Filled with lengthy historical musings on husbandry and Mongolian military history, Wolf Totem is not the obvious stuff of a blockbuster movie.

Yet the team bringing the ethno-environmental tale to the big screens in China this week are confident of wooing audiences with tales of the age-old struggle of man versus nature and ecological Armageddon.

Based on the hugely successful 2004 novel, many of the battles depicted on screen were mirrored behind the camera. Producers had to battle with the industrialisation of the Mongolian grasslands; wolves freaked out at seeing themselves reflected on the camera lens; and blizzards and plagues of mosquitos hampering filming.

"I never thought this movie could be made," said Jiang Rong, the author, who spent 11 years in the open grasslands of Xilin Gol during the Cultural Revolution as a "sent down youth" and fell in love with the romance of nomadic Mongols and the wolves they worshipped and fought.

Like the main character, he tried to raise a captive wolf cub that becomes a metaphor for a free spirit unwilling to submit to captivity. "I cried and cried writing about him. I soaked two towels," he said.

Wolf Totem documents the end of both nomads and wolves due to China's policies of converting open pastureland into farms for settlers - policies that have proven disastrous in Inner Mongolia as the region's thin soil gives way to desert.

The lush movie ignores the fate that awaited Inner Mongolia once China's booming growth opened a market for its vast coal reserves. Xilin Gol, on the edges of the Gobi desert, now holds the region's largest open-pit coal mine.

Smoke-belching power plants and coal-to-chemicals refineries have mushroomed, funded by incentives to move polluting industries away from inland China's more prosperous cities.

"My biggest worry, even greater than the wolves, was that the primeval Mongolian grasslands are already gone," said Mr Jiang. When the team went to scope out locations, he adds: "All we found was coal mines. Everywhere there were trucks, high tension power lines, towers, one after the other".

The production team searched for weeks in Xilin Gol before they found the magnificent open valleys featured in Wolf Totem. And they came none too soon - producers returned the following year to find power towers marching across the landscape, said Max Wang, the film's producer.

The wolves are the stars of the movie, which was produced in China by state-owned China Film Group. Raised from birth by wolf trainer Andrew Simpson, the pack now lives on a ranch in Canada.

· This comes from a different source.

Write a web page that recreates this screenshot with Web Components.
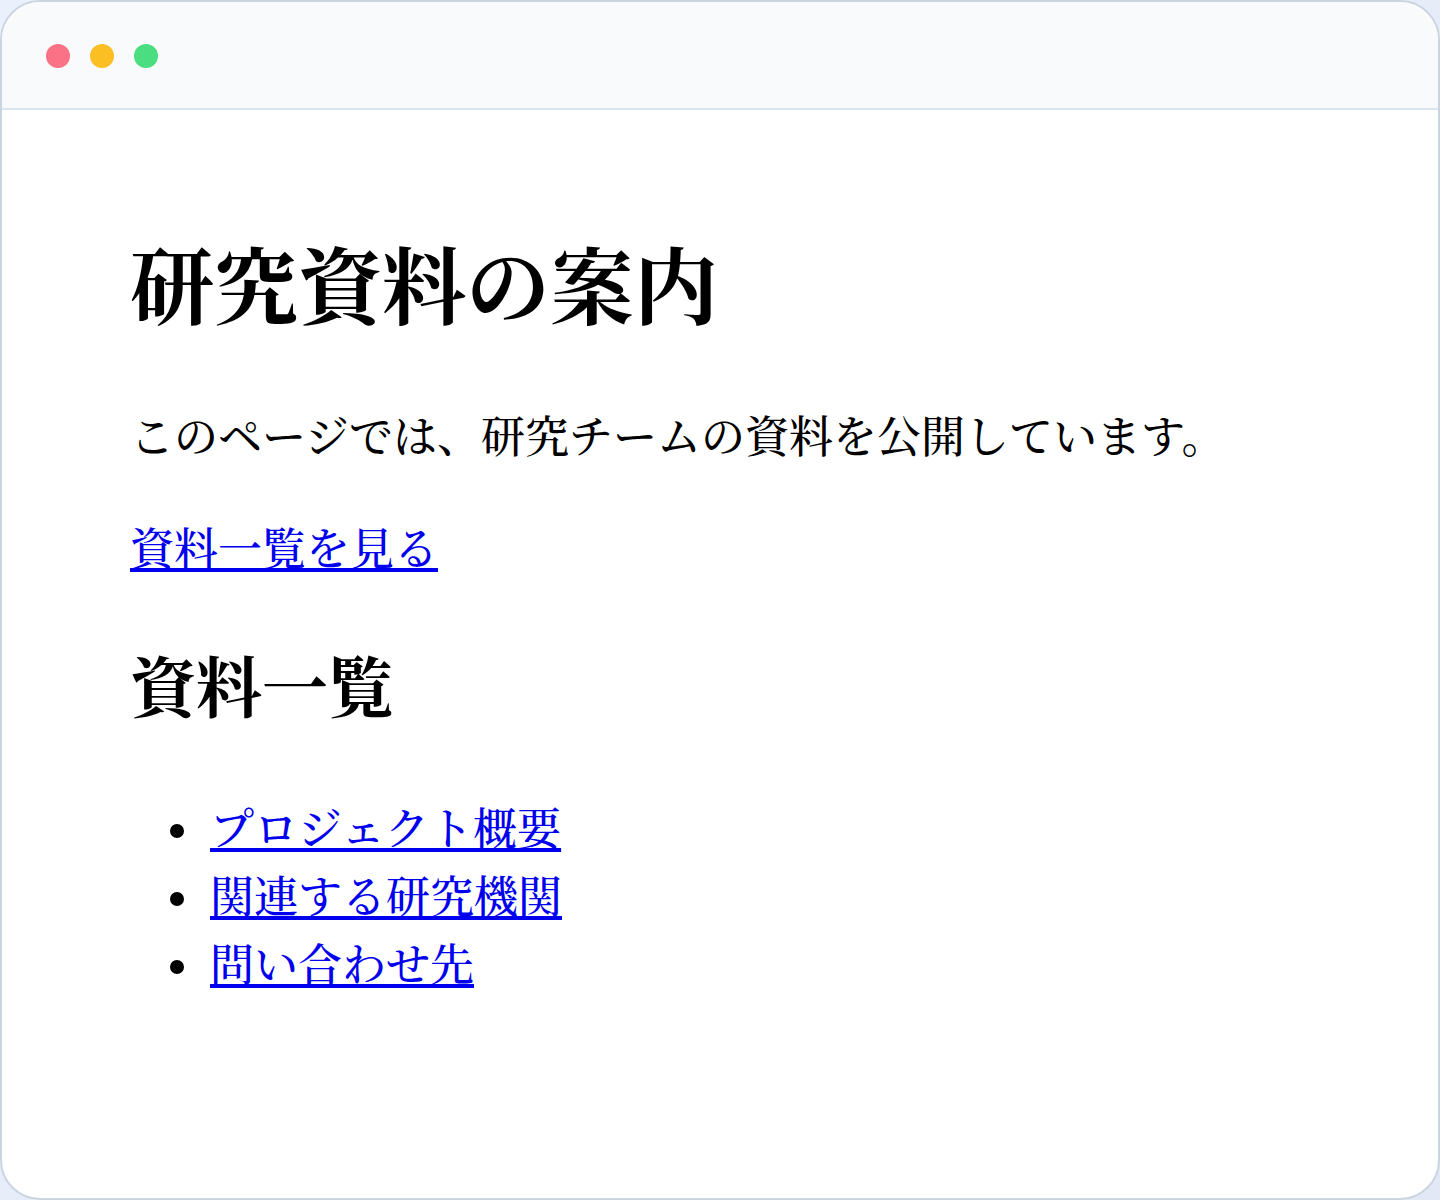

Director Jean-Jacques Annaud, who was briefly banned from China for his work Seven Years in Tibet, said the choice to film the movie in 3D was justified by the intimacy it gave the wolves. "Most people think 3D is best for action, for things being thrown in your face. No. 3D is best in small sets . . . I did a very careful 3D."

Yet 3D also magnified the costs - by roughly one-third to $40m - and caused lupine havoc: "The big wolves would see themselves in the camera mirror and they would sometimes get angry."

In spite of his love for wolves, in Mr Jiang's brand of environmentalism they - and humans - are just "little lives" that destroy themselves when they throw nature out of balance.

"The grassland is the big life. Wolves, people, sheep, cattle, horses, all these are just little lives. The little lives depend on the big life to survive. This is a higher order of understanding than in the west, where humans come first," he said.

But while the moral may jar with Hollywood's idea of the natural order of things, the ending likely will not.

Unlike the unrelentingly bleak close of the book, the movie leaves open a suitably romantic window of hope for the grasslands, and for the wolves. Mr Jiang, who believes his book has led to greater environmental awareness among both the Chinese population and Chinese officialdom, approves.

Mr Annaud for his part "did it according to my heart. I hate going out of the cinema being depressed".